_Requirement_: Return the material word for word. Do not include the pictures.

_Stored rows_:
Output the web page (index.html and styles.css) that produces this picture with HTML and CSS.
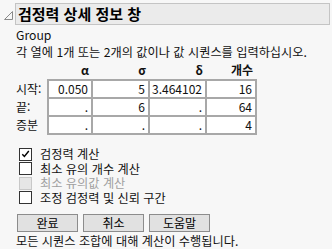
FILE: index.html
```html
<!DOCTYPE html>
<html lang="ko">
<head>
<meta charset="utf-8">
<link rel="stylesheet" href="styles.css">
</head>
<body>
<div class="panel">
  <div class="head">
    <svg class="tri" width="9" height="9" viewBox="0 0 9 9"><polygon points="8.5,0.5 8.5,8.5 0.5,8.5" fill="none" stroke="#8a8a8a" stroke-width="1"/></svg>
    <div class="title">검정력 상세 정보 창</div>
  </div>
  <div class="body">
    <div class="line">Group</div>
    <div class="line">각 열에 1개 또는 2개의 값이나 값 시퀀스를 입력하십시오.</div>
    <table class="grid">
      <tr class="hdr"><th class="lbl"></th><th class="c1">α</th><th class="c2">σ</th><th class="c3">δ</th><th class="c4">개수</th></tr>
      <tr><th class="lbl">시작:</th><td>0.050</td><td>5</td><td>3.464102</td><td>16</td></tr>
      <tr><th class="lbl">끝:</th><td>.</td><td>6</td><td>.</td><td>64</td></tr>
      <tr><th class="lbl">증분</th><td>.</td><td>.</td><td>.</td><td>4</td></tr>
    </table>
    <div class="checks">
      <label class="chk"><span class="box"><svg width="12" height="12" viewBox="0 0 12 12"><path d="M2.5 6.2 L4.8 8.6 L9.6 2.8" fill="none" stroke="#000" stroke-width="1.6"/></svg></span><span class="txt">검정력 계산</span></label>
      <label class="chk"><span class="box"></span><span class="txt">최소 유의 개수 계산</span></label>
      <label class="chk off"><span class="box"></span><span class="txt">최소 유의값 계산</span></label>
      <label class="chk"><span class="box"></span><span class="txt">조정 검정력 및 신뢰 구간</span></label>
    </div>
    <div class="buttons">
      <button class="btn">완료</button>
      <button class="btn">취소</button>
      <button class="btn">도움말</button>
    </div>
    <div class="line note">모든 시퀀스 조합에 대해 계산이 수행됩니다.</div>
  </div>
</div>
</body>
</html>
```
FILE: styles.css
```css
html, body {
  margin: 0;
  padding: 0;
  background: #f7f7f7;
}
body {
  width: 332px;
  height: 249px;
  overflow: hidden;
  font-family: "Noto Sans CJK KR", "Noto Sans", sans-serif;
  font-size: 12.2px;
  color: #111;
}
.head {
  display: flex;
  align-items: center;
  padding: 3px 2px 0 4px;
}
.tri {
  margin-right: 2px;
  margin-top: 2px;
}
.title {
  flex: 1;
  height: 20px;
  line-height: 20px;
  border: 1px solid #c4c4c4;
  background: #ebebeb;
  padding-left: 2px;
  font-size: 15px;
  font-weight: bold;
  color: #000;
}
.body {
  padding-left: 16px;
  padding-top: 2px;
}
.line {
  height: 17px;
  line-height: 17px;
  white-space: nowrap;
}
.grid {
  border-collapse: collapse;
  font-size: 12px;
}
.grid th, .grid td {
  padding: 0 3px 0 0;
  text-align: right;
  font-weight: normal;
  height: 16px;
  line-height: 16px;
  white-space: nowrap;
}
.grid .hdr th {
  font-weight: bold;
  height: 18px;
  line-height: 18px;
  vertical-align: bottom;
}
.grid th.lbl {
  text-align: left;
  width: 31px;
  padding: 0;
}
.grid td {
  background: #fff;
  border: 2px solid #a8a8a8;
}
.grid .c1 { width: 41px; }
.grid .c2 { width: 54px; }
.grid .c3 { width: 54px; }
.grid .c4 { width: 47px; }
.checks {
  margin-top: 12px;
}
.chk {
  display: flex;
  align-items: center;
  height: 14.5px;
  white-space: nowrap;
}
.txt {
  display: block;
  height: 14.5px;
  line-height: 14.5px;
}
.box {
  width: 11px;
  height: 11px;
  border: 1px solid #333;
  background: #fff;
  margin-left: 3px;
  margin-right: 8px;
  display: flex;
  align-items: center;
  justify-content: center;
}
.chk.off {
  color: #a0a0a0;
}
.chk.off .box {
  background: #e6e6e6;
  border-color: #c8c8c8;
}
.buttons {
  display: flex;
  gap: 5px;
  margin-top: 9px;
  margin-left: 1px;
}
.btn {
  width: 61px;
  height: 18px;
  padding: 0;
  border: 1px solid #8c8c8c;
  background: #e1e1e1;
  font-family: inherit;
  font-size: 12px;
  line-height: 16px;
  color: #000;
}
.note {
  margin-top: 2px;
  height: 15px;
  line-height: 15px;
}
```
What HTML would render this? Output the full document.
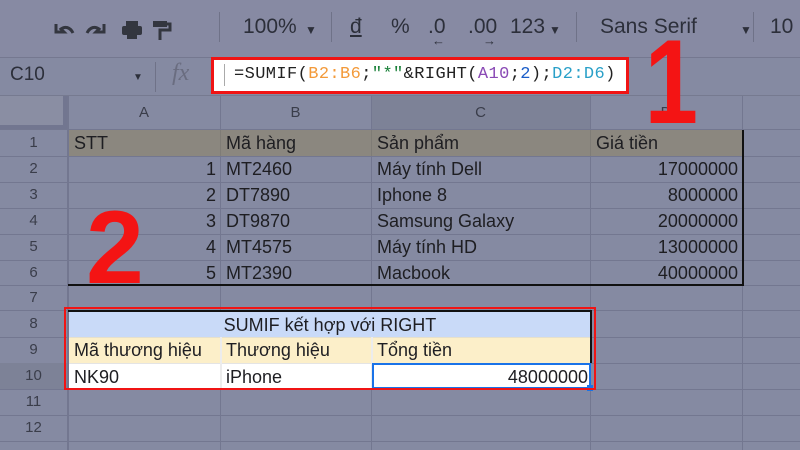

_Task response_:
Output the web page (index.html and styles.css) that produces this picture with HTML and CSS.
FILE: index.html
```html
<!DOCTYPE html>
<html lang="ko">
<head>
<meta charset="utf-8">
<link rel="stylesheet" href="styles.css">
</head>
<body>
<div class="panel">
  <div class="head">
    <svg class="tri" width="9" height="9" viewBox="0 0 9 9"><polygon points="8.5,0.5 8.5,8.5 0.5,8.5" fill="none" stroke="#8a8a8a" stroke-width="1"/></svg>
    <div class="title">검정력 상세 정보 창</div>
  </div>
  <div class="body">
    <div class="line">Group</div>
    <div class="line">각 열에 1개 또는 2개의 값이나 값 시퀀스를 입력하십시오.</div>
    <table class="grid">
      <tr class="hdr"><th class="lbl"></th><th class="c1">α</th><th class="c2">σ</th><th class="c3">δ</th><th class="c4">개수</th></tr>
      <tr><th class="lbl">시작:</th><td>0.050</td><td>5</td><td>3.464102</td><td>16</td></tr>
      <tr><th class="lbl">끝:</th><td>.</td><td>6</td><td>.</td><td>64</td></tr>
      <tr><th class="lbl">증분</th><td>.</td><td>.</td><td>.</td><td>4</td></tr>
    </table>
    <div class="checks">
      <label class="chk"><span class="box"><svg width="12" height="12" viewBox="0 0 12 12"><path d="M2.5 6.2 L4.8 8.6 L9.6 2.8" fill="none" stroke="#000" stroke-width="1.6"/></svg></span><span class="txt">검정력 계산</span></label>
      <label class="chk"><span class="box"></span><span class="txt">최소 유의 개수 계산</span></label>
      <label class="chk off"><span class="box"></span><span class="txt">최소 유의값 계산</span></label>
      <label class="chk"><span class="box"></span><span class="txt">조정 검정력 및 신뢰 구간</span></label>
    </div>
    <div class="buttons">
      <button class="btn">완료</button>
      <button class="btn">취소</button>
      <button class="btn">도움말</button>
    </div>
    <div class="line note">모든 시퀀스 조합에 대해 계산이 수행됩니다.</div>
  </div>
</div>
</body>
</html>
```
FILE: styles.css
```css
html, body {
  margin: 0;
  padding: 0;
  background: #f7f7f7;
}
body {
  width: 332px;
  height: 249px;
  overflow: hidden;
  font-family: "Noto Sans CJK KR", "Noto Sans", sans-serif;
  font-size: 12.2px;
  color: #111;
}
.head {
  display: flex;
  align-items: center;
  padding: 3px 2px 0 4px;
}
.tri {
  margin-right: 2px;
  margin-top: 2px;
}
.title {
  flex: 1;
  height: 20px;
  line-height: 20px;
  border: 1px solid #c4c4c4;
  background: #ebebeb;
  padding-left: 2px;
  font-size: 15px;
  font-weight: bold;
  color: #000;
}
.body {
  padding-left: 16px;
  padding-top: 2px;
}
.line {
  height: 17px;
  line-height: 17px;
  white-space: nowrap;
}
.grid {
  border-collapse: collapse;
  font-size: 12px;
}
.grid th, .grid td {
  padding: 0 3px 0 0;
  text-align: right;
  font-weight: normal;
  height: 16px;
  line-height: 16px;
  white-space: nowrap;
}
.grid .hdr th {
  font-weight: bold;
  height: 18px;
  line-height: 18px;
  vertical-align: bottom;
}
.grid th.lbl {
  text-align: left;
  width: 31px;
  padding: 0;
}
.grid td {
  background: #fff;
  border: 2px solid #a8a8a8;
}
.grid .c1 { width: 41px; }
.grid .c2 { width: 54px; }
.grid .c3 { width: 54px; }
.grid .c4 { width: 47px; }
.checks {
  margin-top: 12px;
}
.chk {
  display: flex;
  align-items: center;
  height: 14.5px;
  white-space: nowrap;
}
.txt {
  display: block;
  height: 14.5px;
  line-height: 14.5px;
}
.box {
  width: 11px;
  height: 11px;
  border: 1px solid #333;
  background: #fff;
  margin-left: 3px;
  margin-right: 8px;
  display: flex;
  align-items: center;
  justify-content: center;
}
.chk.off {
  color: #a0a0a0;
}
.chk.off .box {
  background: #e6e6e6;
  border-color: #c8c8c8;
}
.buttons {
  display: flex;
  gap: 5px;
  margin-top: 9px;
  margin-left: 1px;
}
.btn {
  width: 61px;
  height: 18px;
  padding: 0;
  border: 1px solid #8c8c8c;
  background: #e1e1e1;
  font-family: inherit;
  font-size: 12px;
  line-height: 16px;
  color: #000;
}
.note {
  margin-top: 2px;
  height: 15px;
  line-height: 15px;
}
```
What HTML would render this? Output the full document.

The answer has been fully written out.